Low Conviction Forecasts
Ken Solow | May 4, 2009
There seems to be a misunderstanding about generating an investment forecast that presumes that active portfolio managers always have a reliable one in their back pocket. Nothing could be further from the truth. Sometimes the forecast is as simple as “I don’t have a strong opinion one way or the other.” Such a forecast actually happens more often than not, and shouldn’t be a cause for alarm for investors. After all, forecasting is all about assessing future probabilities, and sometimes the data simply doesn’t allow for making a high probability forecast.
I believe that now is one of those times. Those that believe that they know what the outcome of the current state of economic affairs will be are making a high conviction forecast based on an unprecedented set of economic circumstances. There is nothing new about a country debasing its currency, and there is similarly nothing new about trying to inflate assets in order to prevent a debt liquidation and deflation. But it is certainly new to do so in an economy as deep and diversified as the U.S. economy, and to do so in such a coordinated manner within the global economy. By our count we are now up to about $12 trillion of guarantees and promises to invest by the various agencies of the U.S. government, and that is in the context of a $14 trillion economy. Who can know where this will lead?
Low conviction forecasts are not a problem for us as a relative value manager.
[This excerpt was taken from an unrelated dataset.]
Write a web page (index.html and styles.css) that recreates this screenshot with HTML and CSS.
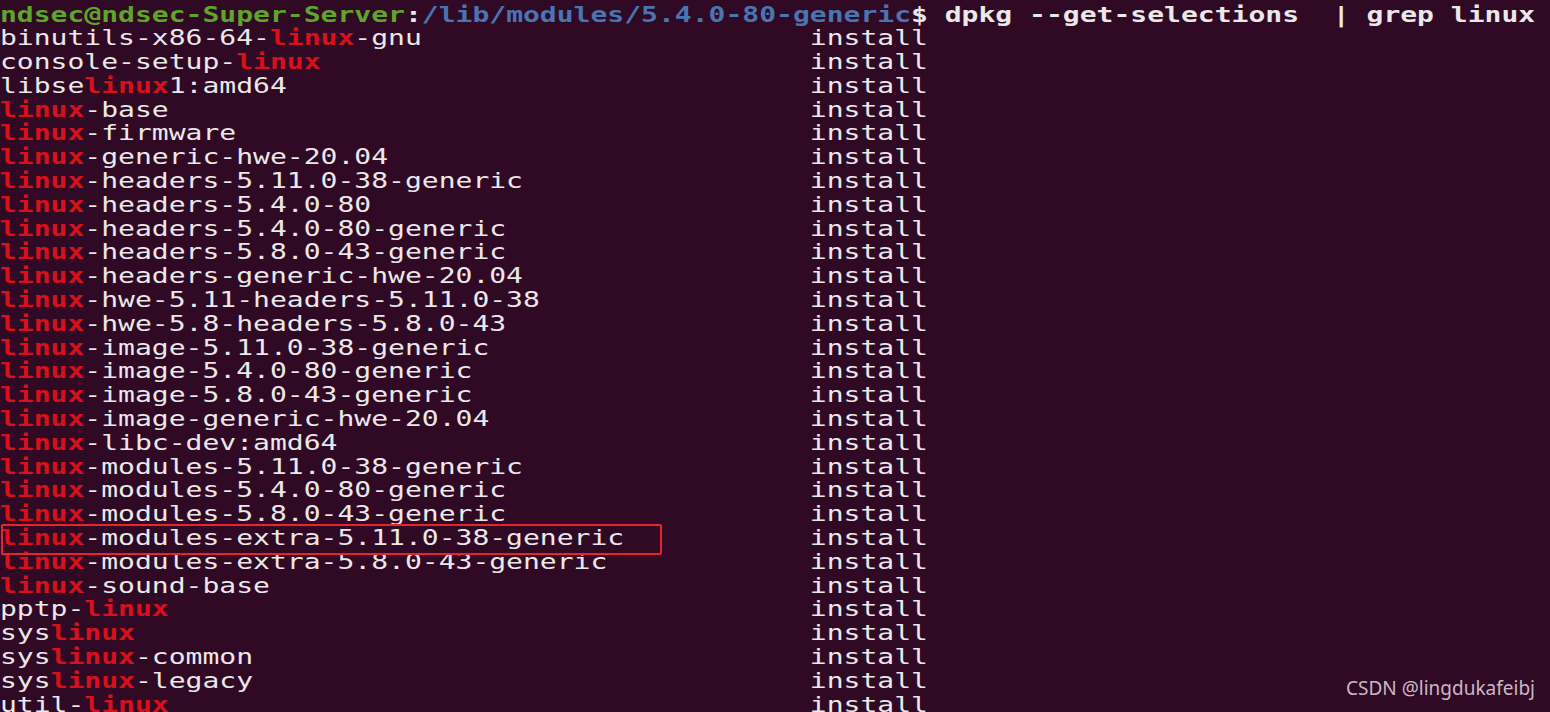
FILE: index.html
```html
<!DOCTYPE html>
<html>
<head>
<meta charset="utf-8">
<link rel="stylesheet" href="styles.css">
</head>
<body>
<div class="term">
  <div class="lines">
    <div class="prompt"><span class="user">ndsec@ndsec-Super-Server</span>:<span class="path">/lib/modules/5.4.0-80-generic</span>$ dpkg --get-selections  | grep linux</div>
    <div class="row"><span class="pkg">binutils-x86-64-<b>linux</b>-gnu</span><span>install</span></div>
    <div class="row"><span class="pkg">console-setup-<b>linux</b></span><span>install</span></div>
    <div class="row"><span class="pkg">libse<b>linux</b>1:amd64</span><span>install</span></div>
    <div class="row"><span class="pkg"><b>linux</b>-base</span><span>install</span></div>
    <div class="row"><span class="pkg"><b>linux</b>-firmware</span><span>install</span></div>
    <div class="row"><span class="pkg"><b>linux</b>-generic-hwe-20.04</span><span>install</span></div>
    <div class="row"><span class="pkg"><b>linux</b>-headers-5.11.0-38-generic</span><span>install</span></div>
    <div class="row"><span class="pkg"><b>linux</b>-headers-5.4.0-80</span><span>install</span></div>
    <div class="row"><span class="pkg"><b>linux</b>-headers-5.4.0-80-generic</span><span>install</span></div>
    <div class="row"><span class="pkg"><b>linux</b>-headers-5.8.0-43-generic</span><span>install</span></div>
    <div class="row"><span class="pkg"><b>linux</b>-headers-generic-hwe-20.04</span><span>install</span></div>
    <div class="row"><span class="pkg"><b>linux</b>-hwe-5.11-headers-5.11.0-38</span><span>install</span></div>
    <div class="row"><span class="pkg"><b>linux</b>-hwe-5.8-headers-5.8.0-43</span><span>install</span></div>
    <div class="row"><span class="pkg"><b>linux</b>-image-5.11.0-38-generic</span><span>install</span></div>
    <div class="row"><span class="pkg"><b>linux</b>-image-5.4.0-80-generic</span><span>install</span></div>
    <div class="row"><span class="pkg"><b>linux</b>-image-5.8.0-43-generic</span><span>install</span></div>
    <div class="row"><span class="pkg"><b>linux</b>-image-generic-hwe-20.04</span><span>install</span></div>
    <div class="row"><span class="pkg"><b>linux</b>-libc-dev:amd64</span><span>install</span></div>
    <div class="row"><span class="pkg"><b>linux</b>-modules-5.11.0-38-generic</span><span>install</span></div>
    <div class="row"><span class="pkg"><b>linux</b>-modules-5.4.0-80-generic</span><span>install</span></div>
    <div class="row"><span class="pkg"><b>linux</b>-modules-5.8.0-43-generic</span><span>install</span></div>
    <div class="row"><span class="pkg"><b>linux</b>-modules-extra-5.11.0-38-generic</span><span>install</span></div>
    <div class="row"><span class="pkg"><b>linux</b>-modules-extra-5.8.0-43-generic</span><span>install</span></div>
    <div class="row"><span class="pkg"><b>linux</b>-sound-base</span><span>install</span></div>
    <div class="row"><span class="pkg">pptp-<b>linux</b></span><span>install</span></div>
    <div class="row"><span class="pkg">sys<b>linux</b></span><span>install</span></div>
    <div class="row"><span class="pkg">sys<b>linux</b>-common</span><span>install</span></div>
    <div class="row"><span class="pkg">sys<b>linux</b>-legacy</span><span>install</span></div>
    <div class="row"><span class="pkg">util-<b>linux</b></span><span>install</span></div>
  </div>
  <div class="highlight"></div>
  <div class="watermark">CSDN @lingdukafeibj</div>
</div>
</body>
</html>
```

FILE: styles.css
```css
html, body {
  margin: 0;
  padding: 0;
  background: #300a24;
  overflow: hidden;
}

.term {
  position: relative;
  width: 1550px;
  height: 712px;
  overflow: hidden;
  background: #300a24;
}

.lines {
  font-family: "DejaVu Sans Mono", "Liberation Mono", monospace;
  font-size: 22px;
  line-height: 23.8px;
  color: #ebe8ea;
  transform: scaleX(1.2737);
  transform-origin: 0 0;
  padding-top: 2.5px;
}

.prompt {
  font-weight: bold;
  white-space: pre;
}

.user {
  color: #5ea52a;
}

.path {
  color: #4a74b2;
}

.row {
  display: flex;
  white-space: pre;
}

.pkg {
  width: 48ch;
  flex: none;
}

.row b {
  color: #d8101c;
  font-weight: bold;
}

.highlight {
  position: absolute;
  left: 1px;
  top: 524px;
  width: 657px;
  height: 27px;
  border: 2px solid #e8242a;
  border-radius: 2px;
}

.watermark {
  position: absolute;
  right: 15px;
  bottom: 11px;
  font-family: "Noto Sans", "Open Sans", sans-serif;
  font-size: 19px;
  color: #c9b9c5;
}
```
In this case we get more, rather than less, diversified. In addition, we manage portfolio risk to be closer to our client’s risk benchmarks, as opposed to making large bets one way or the other. Our assessment of whether or not this latest 30% rally off of the intraday low of 666 for the S&P 500 Index represents the beginning of the next cyclical bull is inconclusive. At the moment I would characterize the situation as a coin flip either way, and in that situation we will hug our benchmarks, more or less. However, there is no doubt that the entire investment team would be more comfortable if the market would back and fill a little, and give us the opportunity to add to risk positions after a meaningful retracement of recent gains.